**TASK INSTRUCTIONS:** Collect all the lines that mention the word "React".

**MATERIAL:**
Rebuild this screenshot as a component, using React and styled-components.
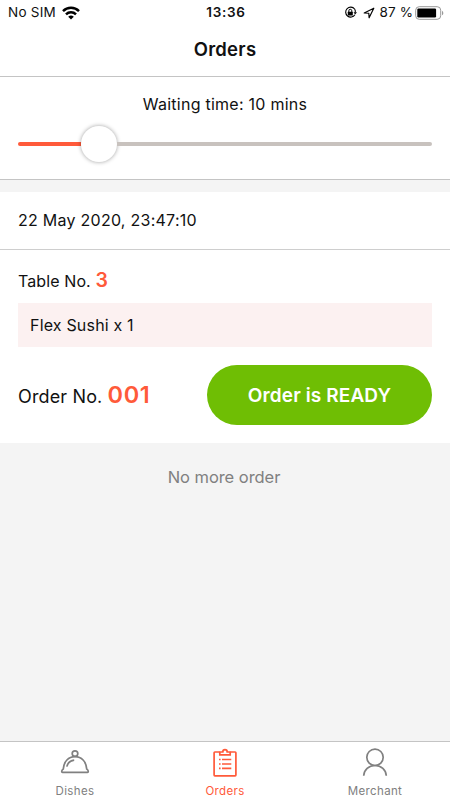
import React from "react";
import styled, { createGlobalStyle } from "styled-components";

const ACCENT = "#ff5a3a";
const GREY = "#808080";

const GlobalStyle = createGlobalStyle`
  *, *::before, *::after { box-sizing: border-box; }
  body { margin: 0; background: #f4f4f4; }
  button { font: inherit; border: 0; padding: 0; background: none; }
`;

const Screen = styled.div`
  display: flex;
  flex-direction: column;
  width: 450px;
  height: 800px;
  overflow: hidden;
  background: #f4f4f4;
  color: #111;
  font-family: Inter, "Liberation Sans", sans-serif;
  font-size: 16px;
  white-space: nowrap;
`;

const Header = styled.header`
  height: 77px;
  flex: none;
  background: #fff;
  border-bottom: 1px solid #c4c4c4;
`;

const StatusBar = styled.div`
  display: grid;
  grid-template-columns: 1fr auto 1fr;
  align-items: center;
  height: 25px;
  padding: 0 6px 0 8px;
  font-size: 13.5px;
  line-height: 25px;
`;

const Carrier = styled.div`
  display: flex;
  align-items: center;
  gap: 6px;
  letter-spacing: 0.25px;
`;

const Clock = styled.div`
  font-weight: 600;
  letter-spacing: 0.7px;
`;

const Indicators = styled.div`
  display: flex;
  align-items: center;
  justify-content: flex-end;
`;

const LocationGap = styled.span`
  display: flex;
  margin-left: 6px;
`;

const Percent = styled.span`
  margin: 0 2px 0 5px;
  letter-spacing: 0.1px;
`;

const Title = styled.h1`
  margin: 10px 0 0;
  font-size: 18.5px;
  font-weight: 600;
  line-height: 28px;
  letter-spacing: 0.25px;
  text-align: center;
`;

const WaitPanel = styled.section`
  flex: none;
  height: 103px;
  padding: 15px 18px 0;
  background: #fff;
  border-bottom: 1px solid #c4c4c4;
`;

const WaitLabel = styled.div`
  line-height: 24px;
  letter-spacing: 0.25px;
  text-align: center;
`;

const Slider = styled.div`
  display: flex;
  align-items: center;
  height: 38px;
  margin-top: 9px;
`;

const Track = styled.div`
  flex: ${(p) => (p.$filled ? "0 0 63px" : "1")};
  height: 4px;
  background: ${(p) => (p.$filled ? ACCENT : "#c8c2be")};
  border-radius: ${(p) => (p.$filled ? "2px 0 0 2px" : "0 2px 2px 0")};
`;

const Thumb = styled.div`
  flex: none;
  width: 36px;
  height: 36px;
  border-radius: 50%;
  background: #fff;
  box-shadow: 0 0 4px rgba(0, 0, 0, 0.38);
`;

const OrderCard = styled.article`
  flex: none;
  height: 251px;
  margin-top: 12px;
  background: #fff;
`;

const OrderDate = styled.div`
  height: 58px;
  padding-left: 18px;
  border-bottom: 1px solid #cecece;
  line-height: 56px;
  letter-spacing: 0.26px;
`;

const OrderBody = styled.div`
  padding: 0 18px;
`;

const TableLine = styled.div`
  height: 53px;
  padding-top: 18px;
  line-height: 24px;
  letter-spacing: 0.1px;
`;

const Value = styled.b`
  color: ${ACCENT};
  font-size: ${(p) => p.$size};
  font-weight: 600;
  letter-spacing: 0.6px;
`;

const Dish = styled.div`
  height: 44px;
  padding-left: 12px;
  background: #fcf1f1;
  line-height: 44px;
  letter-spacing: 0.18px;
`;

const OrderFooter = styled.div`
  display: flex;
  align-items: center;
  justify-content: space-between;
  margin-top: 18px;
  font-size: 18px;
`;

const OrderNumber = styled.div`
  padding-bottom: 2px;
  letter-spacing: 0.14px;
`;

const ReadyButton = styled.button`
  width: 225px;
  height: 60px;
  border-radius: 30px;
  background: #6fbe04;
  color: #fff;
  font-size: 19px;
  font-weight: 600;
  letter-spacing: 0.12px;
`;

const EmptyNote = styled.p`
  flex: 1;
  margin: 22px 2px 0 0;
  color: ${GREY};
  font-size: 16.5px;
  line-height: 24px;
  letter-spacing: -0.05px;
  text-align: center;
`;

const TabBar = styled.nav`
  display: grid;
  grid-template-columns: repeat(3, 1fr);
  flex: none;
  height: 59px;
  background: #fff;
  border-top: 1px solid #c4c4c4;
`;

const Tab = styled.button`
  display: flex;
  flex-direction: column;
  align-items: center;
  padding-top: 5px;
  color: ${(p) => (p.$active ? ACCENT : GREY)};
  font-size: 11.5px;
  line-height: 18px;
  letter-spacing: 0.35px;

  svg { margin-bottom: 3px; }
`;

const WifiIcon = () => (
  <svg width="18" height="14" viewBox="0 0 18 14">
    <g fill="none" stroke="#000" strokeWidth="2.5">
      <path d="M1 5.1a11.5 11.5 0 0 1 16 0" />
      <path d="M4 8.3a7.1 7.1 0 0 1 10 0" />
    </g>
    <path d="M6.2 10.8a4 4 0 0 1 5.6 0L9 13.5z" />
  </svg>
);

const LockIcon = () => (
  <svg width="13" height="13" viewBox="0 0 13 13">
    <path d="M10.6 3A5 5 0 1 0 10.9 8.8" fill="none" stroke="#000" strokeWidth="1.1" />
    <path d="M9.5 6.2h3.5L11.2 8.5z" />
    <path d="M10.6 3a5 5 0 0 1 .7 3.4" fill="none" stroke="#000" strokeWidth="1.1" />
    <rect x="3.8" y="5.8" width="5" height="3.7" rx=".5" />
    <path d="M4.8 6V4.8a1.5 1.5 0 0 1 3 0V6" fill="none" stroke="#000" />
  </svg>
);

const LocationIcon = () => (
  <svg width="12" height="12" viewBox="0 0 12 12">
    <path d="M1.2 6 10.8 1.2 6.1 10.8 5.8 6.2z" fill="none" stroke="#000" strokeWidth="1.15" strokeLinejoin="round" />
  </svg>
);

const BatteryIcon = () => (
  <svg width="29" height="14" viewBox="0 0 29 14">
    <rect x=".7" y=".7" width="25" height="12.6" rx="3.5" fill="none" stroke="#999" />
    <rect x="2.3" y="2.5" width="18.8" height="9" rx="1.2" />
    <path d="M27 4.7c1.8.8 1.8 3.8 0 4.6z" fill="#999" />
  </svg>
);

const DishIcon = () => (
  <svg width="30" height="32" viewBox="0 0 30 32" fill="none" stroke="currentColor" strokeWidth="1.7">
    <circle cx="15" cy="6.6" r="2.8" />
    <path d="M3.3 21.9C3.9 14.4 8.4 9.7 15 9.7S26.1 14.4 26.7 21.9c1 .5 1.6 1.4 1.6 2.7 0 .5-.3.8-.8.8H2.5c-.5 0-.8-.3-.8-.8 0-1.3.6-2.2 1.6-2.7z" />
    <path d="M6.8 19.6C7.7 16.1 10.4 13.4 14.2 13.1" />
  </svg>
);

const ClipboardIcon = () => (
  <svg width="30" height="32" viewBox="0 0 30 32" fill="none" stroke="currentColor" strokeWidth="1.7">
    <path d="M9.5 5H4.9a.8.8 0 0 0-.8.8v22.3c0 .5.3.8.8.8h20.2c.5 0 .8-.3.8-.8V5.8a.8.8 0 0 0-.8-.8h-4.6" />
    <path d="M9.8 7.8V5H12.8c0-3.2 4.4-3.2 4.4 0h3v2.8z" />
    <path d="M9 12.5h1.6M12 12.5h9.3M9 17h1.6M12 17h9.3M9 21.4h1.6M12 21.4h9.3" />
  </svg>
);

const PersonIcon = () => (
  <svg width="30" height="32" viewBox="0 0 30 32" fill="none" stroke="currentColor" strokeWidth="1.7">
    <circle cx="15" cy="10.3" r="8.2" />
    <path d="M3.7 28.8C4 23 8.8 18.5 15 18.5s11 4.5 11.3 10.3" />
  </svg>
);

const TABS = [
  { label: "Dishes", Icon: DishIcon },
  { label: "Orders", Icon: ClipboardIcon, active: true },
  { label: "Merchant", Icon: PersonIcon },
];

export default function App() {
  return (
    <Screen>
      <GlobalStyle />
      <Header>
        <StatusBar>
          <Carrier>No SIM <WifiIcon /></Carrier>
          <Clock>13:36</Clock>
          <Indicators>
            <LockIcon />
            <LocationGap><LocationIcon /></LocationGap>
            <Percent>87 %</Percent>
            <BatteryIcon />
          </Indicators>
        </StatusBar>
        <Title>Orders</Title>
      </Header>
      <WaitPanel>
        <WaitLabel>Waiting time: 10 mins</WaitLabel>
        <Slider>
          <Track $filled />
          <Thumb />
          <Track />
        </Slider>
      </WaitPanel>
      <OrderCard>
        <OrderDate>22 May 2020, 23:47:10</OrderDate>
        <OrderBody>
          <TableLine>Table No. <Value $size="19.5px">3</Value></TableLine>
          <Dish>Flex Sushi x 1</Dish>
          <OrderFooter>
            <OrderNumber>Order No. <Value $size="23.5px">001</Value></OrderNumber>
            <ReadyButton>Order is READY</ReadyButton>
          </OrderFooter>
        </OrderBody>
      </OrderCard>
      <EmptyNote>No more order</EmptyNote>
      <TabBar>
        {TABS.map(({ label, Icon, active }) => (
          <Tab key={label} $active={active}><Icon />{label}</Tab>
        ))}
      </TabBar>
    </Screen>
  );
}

**WORKED ANSWER:**
Rebuild this screenshot as a component, using React and styled-components.
import React from "react";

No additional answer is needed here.